#### [What to do]
Without altering anything, output the material below.

====== Provided data ======

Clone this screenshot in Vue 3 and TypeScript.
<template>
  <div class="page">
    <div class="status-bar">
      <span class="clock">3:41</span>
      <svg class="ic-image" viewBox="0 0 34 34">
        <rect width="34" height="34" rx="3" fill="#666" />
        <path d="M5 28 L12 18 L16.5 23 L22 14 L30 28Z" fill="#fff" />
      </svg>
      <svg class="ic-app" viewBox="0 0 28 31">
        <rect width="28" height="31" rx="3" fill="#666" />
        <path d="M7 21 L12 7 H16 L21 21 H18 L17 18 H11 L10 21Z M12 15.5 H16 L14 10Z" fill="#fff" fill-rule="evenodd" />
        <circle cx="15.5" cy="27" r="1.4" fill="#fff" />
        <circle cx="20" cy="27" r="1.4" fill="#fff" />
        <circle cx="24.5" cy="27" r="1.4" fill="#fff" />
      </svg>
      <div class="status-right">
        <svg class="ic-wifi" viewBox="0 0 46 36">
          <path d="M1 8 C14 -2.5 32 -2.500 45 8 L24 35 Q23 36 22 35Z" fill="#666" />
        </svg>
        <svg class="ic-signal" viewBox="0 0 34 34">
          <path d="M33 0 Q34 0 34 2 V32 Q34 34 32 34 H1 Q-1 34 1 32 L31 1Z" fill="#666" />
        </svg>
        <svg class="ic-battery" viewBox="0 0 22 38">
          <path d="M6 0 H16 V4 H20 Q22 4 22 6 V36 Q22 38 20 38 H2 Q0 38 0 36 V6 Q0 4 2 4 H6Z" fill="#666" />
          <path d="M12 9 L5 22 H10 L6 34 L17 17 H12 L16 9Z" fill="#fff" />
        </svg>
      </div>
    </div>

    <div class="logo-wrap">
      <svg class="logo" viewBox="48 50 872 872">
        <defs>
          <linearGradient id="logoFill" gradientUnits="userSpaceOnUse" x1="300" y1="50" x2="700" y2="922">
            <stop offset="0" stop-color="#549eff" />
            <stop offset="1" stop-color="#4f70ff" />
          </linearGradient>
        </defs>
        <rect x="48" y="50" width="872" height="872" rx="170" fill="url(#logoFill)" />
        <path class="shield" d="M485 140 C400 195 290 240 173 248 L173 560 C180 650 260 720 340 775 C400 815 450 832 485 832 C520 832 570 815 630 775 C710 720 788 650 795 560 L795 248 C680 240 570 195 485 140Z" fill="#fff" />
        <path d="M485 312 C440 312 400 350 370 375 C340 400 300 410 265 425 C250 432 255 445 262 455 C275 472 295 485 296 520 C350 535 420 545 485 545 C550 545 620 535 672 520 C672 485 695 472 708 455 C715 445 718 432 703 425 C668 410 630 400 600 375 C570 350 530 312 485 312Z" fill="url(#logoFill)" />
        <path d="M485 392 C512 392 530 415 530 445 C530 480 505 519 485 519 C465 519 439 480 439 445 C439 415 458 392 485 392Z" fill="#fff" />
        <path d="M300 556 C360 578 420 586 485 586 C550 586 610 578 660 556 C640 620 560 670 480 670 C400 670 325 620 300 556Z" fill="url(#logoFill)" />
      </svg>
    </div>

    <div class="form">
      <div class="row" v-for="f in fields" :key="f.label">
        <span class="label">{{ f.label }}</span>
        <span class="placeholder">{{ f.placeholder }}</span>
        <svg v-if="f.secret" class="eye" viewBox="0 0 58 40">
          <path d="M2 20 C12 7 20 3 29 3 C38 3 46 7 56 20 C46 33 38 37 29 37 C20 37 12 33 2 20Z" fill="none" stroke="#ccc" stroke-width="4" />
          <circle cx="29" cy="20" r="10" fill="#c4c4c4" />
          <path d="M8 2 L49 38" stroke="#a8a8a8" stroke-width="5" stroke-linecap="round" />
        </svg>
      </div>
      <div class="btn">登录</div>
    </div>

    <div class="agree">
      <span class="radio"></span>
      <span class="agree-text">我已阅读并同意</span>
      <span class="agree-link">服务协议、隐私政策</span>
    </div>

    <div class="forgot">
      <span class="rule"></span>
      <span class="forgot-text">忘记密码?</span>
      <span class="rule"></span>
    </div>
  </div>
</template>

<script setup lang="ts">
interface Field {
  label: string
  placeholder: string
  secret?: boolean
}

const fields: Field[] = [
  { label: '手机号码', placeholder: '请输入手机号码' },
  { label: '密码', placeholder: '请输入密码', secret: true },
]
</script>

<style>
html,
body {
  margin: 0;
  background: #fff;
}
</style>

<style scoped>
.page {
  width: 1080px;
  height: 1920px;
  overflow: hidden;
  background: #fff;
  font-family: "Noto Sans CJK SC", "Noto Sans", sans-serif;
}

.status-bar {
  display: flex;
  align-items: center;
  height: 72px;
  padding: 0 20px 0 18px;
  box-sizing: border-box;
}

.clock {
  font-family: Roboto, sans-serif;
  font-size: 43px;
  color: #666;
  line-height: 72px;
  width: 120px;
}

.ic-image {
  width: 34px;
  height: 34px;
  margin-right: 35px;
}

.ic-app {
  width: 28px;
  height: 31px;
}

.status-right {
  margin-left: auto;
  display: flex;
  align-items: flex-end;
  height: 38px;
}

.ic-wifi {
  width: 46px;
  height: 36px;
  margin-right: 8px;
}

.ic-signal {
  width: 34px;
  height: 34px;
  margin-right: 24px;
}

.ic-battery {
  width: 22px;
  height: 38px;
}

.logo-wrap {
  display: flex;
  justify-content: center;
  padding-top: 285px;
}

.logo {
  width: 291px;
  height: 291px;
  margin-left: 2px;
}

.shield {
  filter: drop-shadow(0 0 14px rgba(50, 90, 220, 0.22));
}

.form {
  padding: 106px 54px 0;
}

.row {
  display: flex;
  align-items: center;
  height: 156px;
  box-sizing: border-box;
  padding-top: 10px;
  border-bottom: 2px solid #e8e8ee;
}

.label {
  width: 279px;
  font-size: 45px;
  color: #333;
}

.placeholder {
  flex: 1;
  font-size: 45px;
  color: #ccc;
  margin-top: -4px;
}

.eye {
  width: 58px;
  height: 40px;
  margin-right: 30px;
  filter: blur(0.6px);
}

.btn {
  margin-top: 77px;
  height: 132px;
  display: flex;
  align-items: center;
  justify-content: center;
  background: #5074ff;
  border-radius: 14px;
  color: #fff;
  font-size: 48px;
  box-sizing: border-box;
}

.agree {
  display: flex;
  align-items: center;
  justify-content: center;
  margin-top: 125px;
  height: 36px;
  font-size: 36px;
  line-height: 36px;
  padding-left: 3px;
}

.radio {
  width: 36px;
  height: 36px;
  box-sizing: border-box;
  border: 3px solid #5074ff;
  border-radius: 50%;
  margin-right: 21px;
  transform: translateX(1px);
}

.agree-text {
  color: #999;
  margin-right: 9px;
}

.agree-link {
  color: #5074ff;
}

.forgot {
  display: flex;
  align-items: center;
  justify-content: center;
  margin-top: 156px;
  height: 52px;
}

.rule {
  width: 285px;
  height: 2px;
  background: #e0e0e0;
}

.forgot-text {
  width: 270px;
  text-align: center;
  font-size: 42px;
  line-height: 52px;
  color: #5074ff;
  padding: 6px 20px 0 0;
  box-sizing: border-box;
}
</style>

======

#### [Problem solution]
Clone this screenshot in Vue 3 and TypeScript.
<template>
  <div class="page">
    <div class="status-bar">
      <span class="clock">3:41</span>
      <svg class="ic-image" viewBox="0 0 34 34">
        <rect width="34" height="34" rx="3" fill="#666" />
        <path d="M5 28 L12 18 L16.5 23 L22 14 L30 28Z" fill="#fff" />
      </svg>
      <svg class="ic-app" viewBox="0 0 28 31">
        <rect width="28" height="31" rx="3" fill="#666" />
        <path d="M7 21 L12 7 H16 L21 21 H18 L17 18 H11 L10 21Z M12 15.5 H16 L14 10Z" fill="#fff" fill-rule="evenodd" />
        <circle cx="15.5" cy="27" r="1.4" fill="#fff" />
        <circle cx="20" cy="27" r="1.4" fill="#fff" />
        <circle cx="24.5" cy="27" r="1.4" fill="#fff" />
      </svg>
      <div class="status-right">
        <svg class="ic-wifi" viewBox="0 0 46 36">
          <path d="M1 8 C14 -2.5 32 -2.500 45 8 L24 35 Q23 36 22 35Z" fill="#666" />
        </svg>
        <svg class="ic-signal" viewBox="0 0 34 34">
          <path d="M33 0 Q34 0 34 2 V32 Q34 34 32 34 H1 Q-1 34 1 32 L31 1Z" fill="#666" />
        </svg>
        <svg class="ic-battery" viewBox="0 0 22 38">
          <path d="M6 0 H16 V4 H20 Q22 4 22 6 V36 Q22 38 20 38 H2 Q0 38 0 36 V6 Q0 4 2 4 H6Z" fill="#666" />
          <path d="M12 9 L5 22 H10 L6 34 L17 17 H12 L16 9Z" fill="#fff" />
        </svg>
      </div>
    </div>

    <div class="logo-wrap">
      <svg class="logo" viewBox="48 50 872 872">
        <defs>
          <linearGradient id="logoFill" gradientUnits="userSpaceOnUse" x1="300" y1="50" x2="700" y2="922">
            <stop offset="0" stop-color="#549eff" />
            <stop offset="1" stop-color="#4f70ff" />
          </linearGradient>
        </defs>
        <rect x="48" y="50" width="872" height="872" rx="170" fill="url(#logoFill)" />
        <path class="shield" d="M485 140 C400 195 290 240 173 248 L173 560 C180 650 260 720 340 775 C400 815 450 832 485 832 C520 832 570 815 630 775 C710 720 788 650 795 560 L795 248 C680 240 570 195 485 140Z" fill="#fff" />
        <path d="M485 312 C440 312 400 350 370 375 C340 400 300 410 265 425 C250 432 255 445 262 455 C275 472 295 485 296 520 C350 535 420 545 485 545 C550 545 620 535 672 520 C672 485 695 472 708 455 C715 445 718 432 703 425 C668 410 630 400 600 375 C570 350 530 312 485 312Z" fill="url(#logoFill)" />
        <path d="M485 392 C512 392 530 415 530 445 C530 480 505 519 485 519 C465 519 439 480 439 445 C439 415 458 392 485 392Z" fill="#fff" />
        <path d="M300 556 C360 578 420 586 485 586 C550 586 610 578 660 556 C640 620 560 670 480 670 C400 670 325 620 300 556Z" fill="url(#logoFill)" />
      </svg>
    </div>

    <div class="form">
      <div class="row" v-for="f in fields" :key="f.label">
        <span class="label">{{ f.label }}</span>
        <span class="placeholder">{{ f.placeholder }}</span>
        <svg v-if="f.secret" class="eye" viewBox="0 0 58 40">
          <path d="M2 20 C12 7 20 3 29 3 C38 3 46 7 56 20 C46 33 38 37 29 37 C20 37 12 33 2 20Z" fill="none" stroke="#ccc" stroke-width="4" />
          <circle cx="29" cy="20" r="10" fill="#c4c4c4" />
          <path d="M8 2 L49 38" stroke="#a8a8a8" stroke-width="5" stroke-linecap="round" />
        </svg>
      </div>
      <div class="btn">登录</div>
    </div>

    <div class="agree">
      <span class="radio"></span>
      <span class="agree-text">我已阅读并同意</span>
      <span class="agree-link">服务协议、隐私政策</span>
    </div>

    <div class="forgot">
      <span class="rule"></span>
      <span class="forgot-text">忘记密码?</span>
      <span class="rule"></span>
    </div>
  </div>
</template>

<script setup lang="ts">
interface Field {
  label: string
  placeholder: string
  secret?: boolean
}

const fields: Field[] = [
  { label: '手机号码', placeholder: '请输入手机号码' },
  { label: '密码', placeholder: '请输入密码', secret: true },
]
</script>

<style>
html,
body {
  margin: 0;
  background: #fff;
}
</style>

<style scoped>
.page {
  width: 1080px;
  height: 1920px;
  overflow: hidden;
  background: #fff;
  font-family: "Noto Sans CJK SC", "Noto Sans", sans-serif;
}

.status-bar {
  display: flex;
  align-items: center;
  height: 72px;
  padding: 0 20px 0 18px;
  box-sizing: border-box;
}

.clock {
  font-family: Roboto, sans-serif;
  font-size: 43px;
  color: #666;
  line-height: 72px;
  width: 120px;
}

.ic-image {
  width: 34px;
  height: 34px;
  margin-right: 35px;
}

.ic-app {
  width: 28px;
  height: 31px;
}

.status-right {
  margin-left: auto;
  display: flex;
  align-items: flex-end;
  height: 38px;
}

.ic-wifi {
  width: 46px;
  height: 36px;
  margin-right: 8px;
}

.ic-signal {
  width: 34px;
  height: 34px;
  margin-right: 24px;
}

.ic-battery {
  width: 22px;
  height: 38px;
}

.logo-wrap {
  display: flex;
  justify-content: center;
  padding-top: 285px;
}

.logo {
  width: 291px;
  height: 291px;
  margin-left: 2px;
}

.shield {
  filter: drop-shadow(0 0 14px rgba(50, 90, 220, 0.22));
}

.form {
  padding: 106px 54px 0;
}

.row {
  display: flex;
  align-items: center;
  height: 156px;
  box-sizing: border-box;
  padding-top: 10px;
  border-bottom: 2px solid #e8e8ee;
}

.label {
  width: 279px;
  font-size: 45px;
  color: #333;
}

.placeholder {
  flex: 1;
  font-size: 45px;
  color: #ccc;
  margin-top: -4px;
}

.eye {
  width: 58px;
  height: 40px;
  margin-right: 30px;
  filter: blur(0.6px);
}

.btn {
  margin-top: 77px;
  height: 132px;
  display: flex;
  align-items: center;
  justify-content: center;
  background: #5074ff;
  border-radius: 14px;
  color: #fff;
  font-size: 48px;
  box-sizing: border-box;
}

.agree {
  display: flex;
  align-items: center;
  justify-content: center;
  margin-top: 125px;
  height: 36px;
  font-size: 36px;
  line-height: 36px;
  padding-left: 3px;
}

.radio {
  width: 36px;
  height: 36px;
  box-sizing: border-box;
  border: 3px solid #5074ff;
  border-radius: 50%;
  margin-right: 21px;
  transform: translateX(1px);
}

.agree-text {
  color: #999;
  margin-right: 9px;
}

.agree-link {
  color: #5074ff;
}

.forgot {
  display: flex;
  align-items: center;
  justify-content: center;
  margin-top: 156px;
  height: 52px;
}

.rule {
  width: 285px;
  height: 2px;
  background: #e0e0e0;
}

.forgot-text {
  width: 270px;
  text-align: center;
  font-size: 42px;
  line-height: 52px;
  color: #5074ff;
  padding: 6px 20px 0 0;
  box-sizing: border-box;
}
</style>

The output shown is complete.